* [TASK STATEMENT]: Look through the data below and count each line where the word "screenshot" appears. Reply with the count alone.

### INFORMATION PROVIDED ###

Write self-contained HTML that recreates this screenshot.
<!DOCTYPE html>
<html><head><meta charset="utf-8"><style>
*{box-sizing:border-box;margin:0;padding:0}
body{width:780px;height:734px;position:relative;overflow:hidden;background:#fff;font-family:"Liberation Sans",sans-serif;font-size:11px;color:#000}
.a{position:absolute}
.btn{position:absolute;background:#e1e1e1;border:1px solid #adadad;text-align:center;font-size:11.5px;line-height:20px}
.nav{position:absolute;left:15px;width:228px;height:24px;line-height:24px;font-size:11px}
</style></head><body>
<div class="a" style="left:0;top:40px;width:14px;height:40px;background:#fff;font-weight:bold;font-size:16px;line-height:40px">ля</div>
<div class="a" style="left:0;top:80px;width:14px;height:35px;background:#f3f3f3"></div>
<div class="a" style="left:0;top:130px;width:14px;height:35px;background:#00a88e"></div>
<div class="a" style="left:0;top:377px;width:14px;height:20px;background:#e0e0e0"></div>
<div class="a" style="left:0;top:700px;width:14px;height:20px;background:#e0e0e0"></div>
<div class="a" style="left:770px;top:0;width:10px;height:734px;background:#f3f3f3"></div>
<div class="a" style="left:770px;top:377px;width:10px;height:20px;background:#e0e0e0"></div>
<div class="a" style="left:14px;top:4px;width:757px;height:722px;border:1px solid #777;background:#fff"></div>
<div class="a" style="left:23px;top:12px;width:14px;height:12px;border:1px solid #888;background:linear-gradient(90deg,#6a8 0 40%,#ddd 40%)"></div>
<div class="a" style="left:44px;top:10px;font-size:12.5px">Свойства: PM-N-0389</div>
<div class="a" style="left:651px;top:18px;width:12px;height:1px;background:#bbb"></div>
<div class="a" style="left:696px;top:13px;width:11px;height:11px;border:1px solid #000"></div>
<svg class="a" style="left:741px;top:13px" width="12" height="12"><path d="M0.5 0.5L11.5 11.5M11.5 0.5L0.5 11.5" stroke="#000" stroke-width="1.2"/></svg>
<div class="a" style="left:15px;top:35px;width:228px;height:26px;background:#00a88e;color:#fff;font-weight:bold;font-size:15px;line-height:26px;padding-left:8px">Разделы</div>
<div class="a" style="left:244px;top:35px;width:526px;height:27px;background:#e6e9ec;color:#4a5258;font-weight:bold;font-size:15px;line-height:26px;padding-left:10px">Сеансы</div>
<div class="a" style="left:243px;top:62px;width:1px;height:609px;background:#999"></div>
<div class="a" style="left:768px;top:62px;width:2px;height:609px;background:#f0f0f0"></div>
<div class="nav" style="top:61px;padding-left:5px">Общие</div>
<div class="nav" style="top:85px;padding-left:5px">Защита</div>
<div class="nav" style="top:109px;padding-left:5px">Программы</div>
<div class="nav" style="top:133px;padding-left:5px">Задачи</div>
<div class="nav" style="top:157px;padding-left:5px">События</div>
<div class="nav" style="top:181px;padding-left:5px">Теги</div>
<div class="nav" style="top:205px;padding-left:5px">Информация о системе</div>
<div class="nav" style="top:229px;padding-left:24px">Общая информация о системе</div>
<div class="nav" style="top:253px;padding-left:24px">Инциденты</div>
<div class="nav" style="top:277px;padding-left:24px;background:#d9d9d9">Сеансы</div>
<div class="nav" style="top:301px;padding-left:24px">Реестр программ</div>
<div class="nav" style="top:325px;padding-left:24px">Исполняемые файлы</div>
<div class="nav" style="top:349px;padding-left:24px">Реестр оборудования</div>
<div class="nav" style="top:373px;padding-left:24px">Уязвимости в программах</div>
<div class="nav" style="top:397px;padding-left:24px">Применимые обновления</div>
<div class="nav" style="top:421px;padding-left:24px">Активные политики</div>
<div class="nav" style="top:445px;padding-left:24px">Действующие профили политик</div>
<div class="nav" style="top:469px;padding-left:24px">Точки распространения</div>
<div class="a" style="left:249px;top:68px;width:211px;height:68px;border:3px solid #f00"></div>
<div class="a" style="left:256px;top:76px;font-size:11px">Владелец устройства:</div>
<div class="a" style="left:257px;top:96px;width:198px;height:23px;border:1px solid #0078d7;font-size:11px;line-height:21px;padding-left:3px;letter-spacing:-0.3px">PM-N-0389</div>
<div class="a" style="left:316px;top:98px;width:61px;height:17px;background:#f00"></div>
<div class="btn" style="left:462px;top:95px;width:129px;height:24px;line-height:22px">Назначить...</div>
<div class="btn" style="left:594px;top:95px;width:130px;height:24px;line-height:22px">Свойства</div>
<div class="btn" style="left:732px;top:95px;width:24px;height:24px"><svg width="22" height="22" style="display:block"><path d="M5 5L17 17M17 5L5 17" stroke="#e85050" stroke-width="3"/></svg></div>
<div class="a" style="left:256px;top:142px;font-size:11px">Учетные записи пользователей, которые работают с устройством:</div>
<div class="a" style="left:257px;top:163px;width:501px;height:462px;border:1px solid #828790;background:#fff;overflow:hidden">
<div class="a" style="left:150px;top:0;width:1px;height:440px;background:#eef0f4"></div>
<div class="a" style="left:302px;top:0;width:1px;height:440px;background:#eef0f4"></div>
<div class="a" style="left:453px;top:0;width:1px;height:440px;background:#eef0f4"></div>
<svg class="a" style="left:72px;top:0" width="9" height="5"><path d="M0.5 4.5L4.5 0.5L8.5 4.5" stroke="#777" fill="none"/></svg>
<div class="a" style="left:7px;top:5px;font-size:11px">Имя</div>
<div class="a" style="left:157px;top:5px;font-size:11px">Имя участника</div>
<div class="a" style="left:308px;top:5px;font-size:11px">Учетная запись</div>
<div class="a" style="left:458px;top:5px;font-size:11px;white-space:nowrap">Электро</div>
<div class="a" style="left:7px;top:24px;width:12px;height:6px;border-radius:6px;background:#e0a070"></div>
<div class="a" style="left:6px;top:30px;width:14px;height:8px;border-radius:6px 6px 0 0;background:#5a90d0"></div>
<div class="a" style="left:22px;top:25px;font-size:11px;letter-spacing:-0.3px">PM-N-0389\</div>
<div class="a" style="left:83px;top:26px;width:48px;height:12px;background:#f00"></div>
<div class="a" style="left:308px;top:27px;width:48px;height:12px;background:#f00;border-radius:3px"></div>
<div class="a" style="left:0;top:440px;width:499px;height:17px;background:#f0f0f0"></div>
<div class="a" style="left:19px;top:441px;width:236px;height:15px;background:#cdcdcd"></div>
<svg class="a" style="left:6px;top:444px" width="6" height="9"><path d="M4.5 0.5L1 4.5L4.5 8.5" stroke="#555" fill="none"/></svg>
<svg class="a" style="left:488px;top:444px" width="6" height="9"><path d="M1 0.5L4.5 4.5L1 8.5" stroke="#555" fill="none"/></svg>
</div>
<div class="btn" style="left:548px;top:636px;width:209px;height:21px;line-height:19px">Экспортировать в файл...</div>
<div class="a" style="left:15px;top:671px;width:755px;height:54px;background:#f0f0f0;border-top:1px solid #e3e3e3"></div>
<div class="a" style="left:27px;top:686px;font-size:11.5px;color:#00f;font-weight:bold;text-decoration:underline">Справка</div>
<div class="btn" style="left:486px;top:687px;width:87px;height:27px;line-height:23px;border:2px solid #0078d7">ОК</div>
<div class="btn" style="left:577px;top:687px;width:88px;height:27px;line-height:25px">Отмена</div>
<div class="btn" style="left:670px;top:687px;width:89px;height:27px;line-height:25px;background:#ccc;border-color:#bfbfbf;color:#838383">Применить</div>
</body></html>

###
### INFORMATION PROVIDED ###

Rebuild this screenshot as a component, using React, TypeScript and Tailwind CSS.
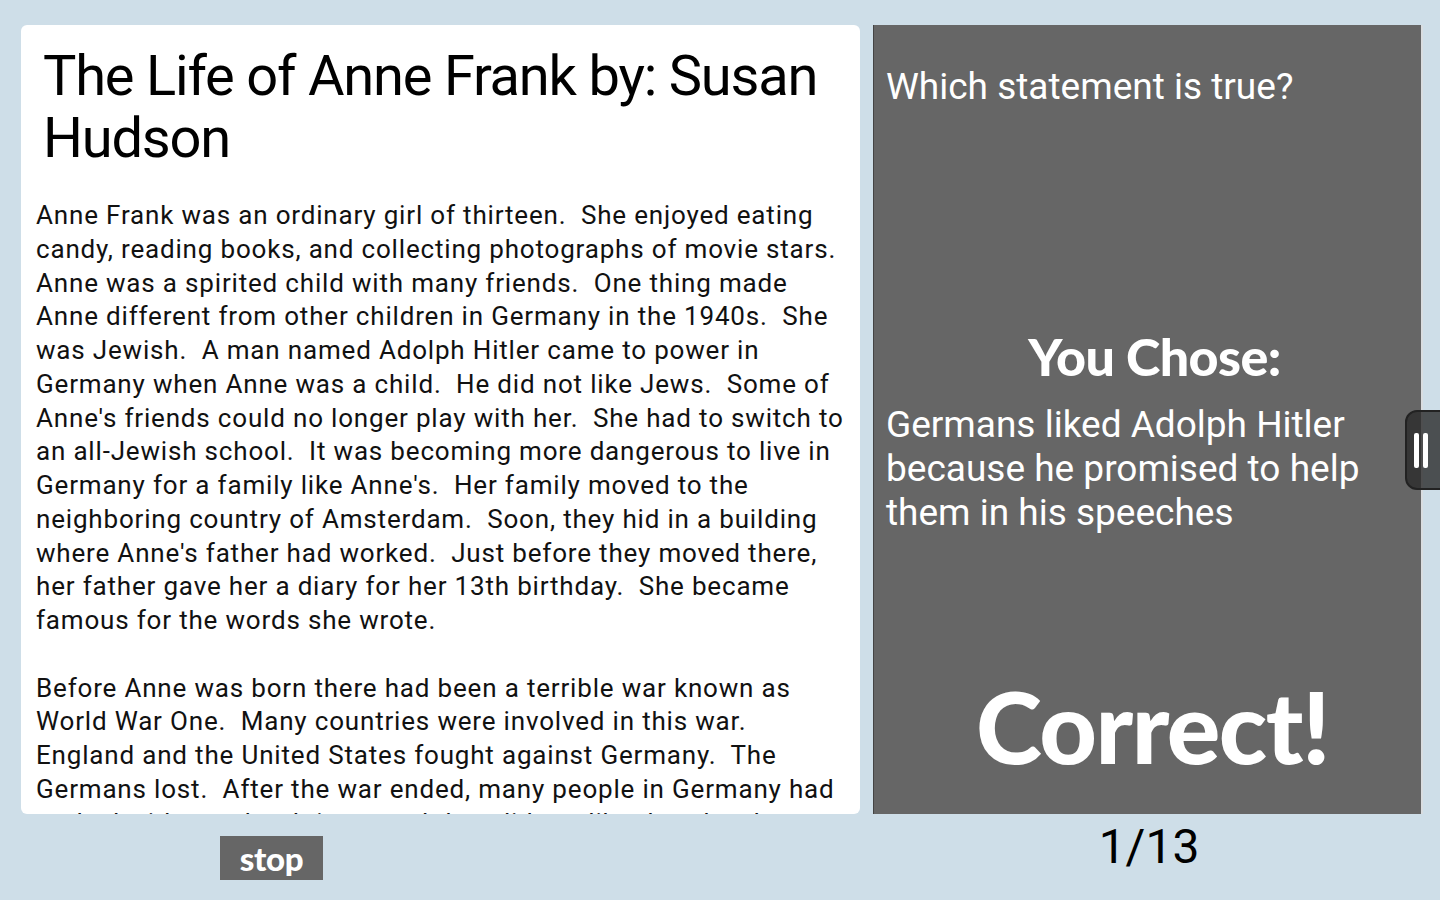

###

* [THE SOLUTION]: 2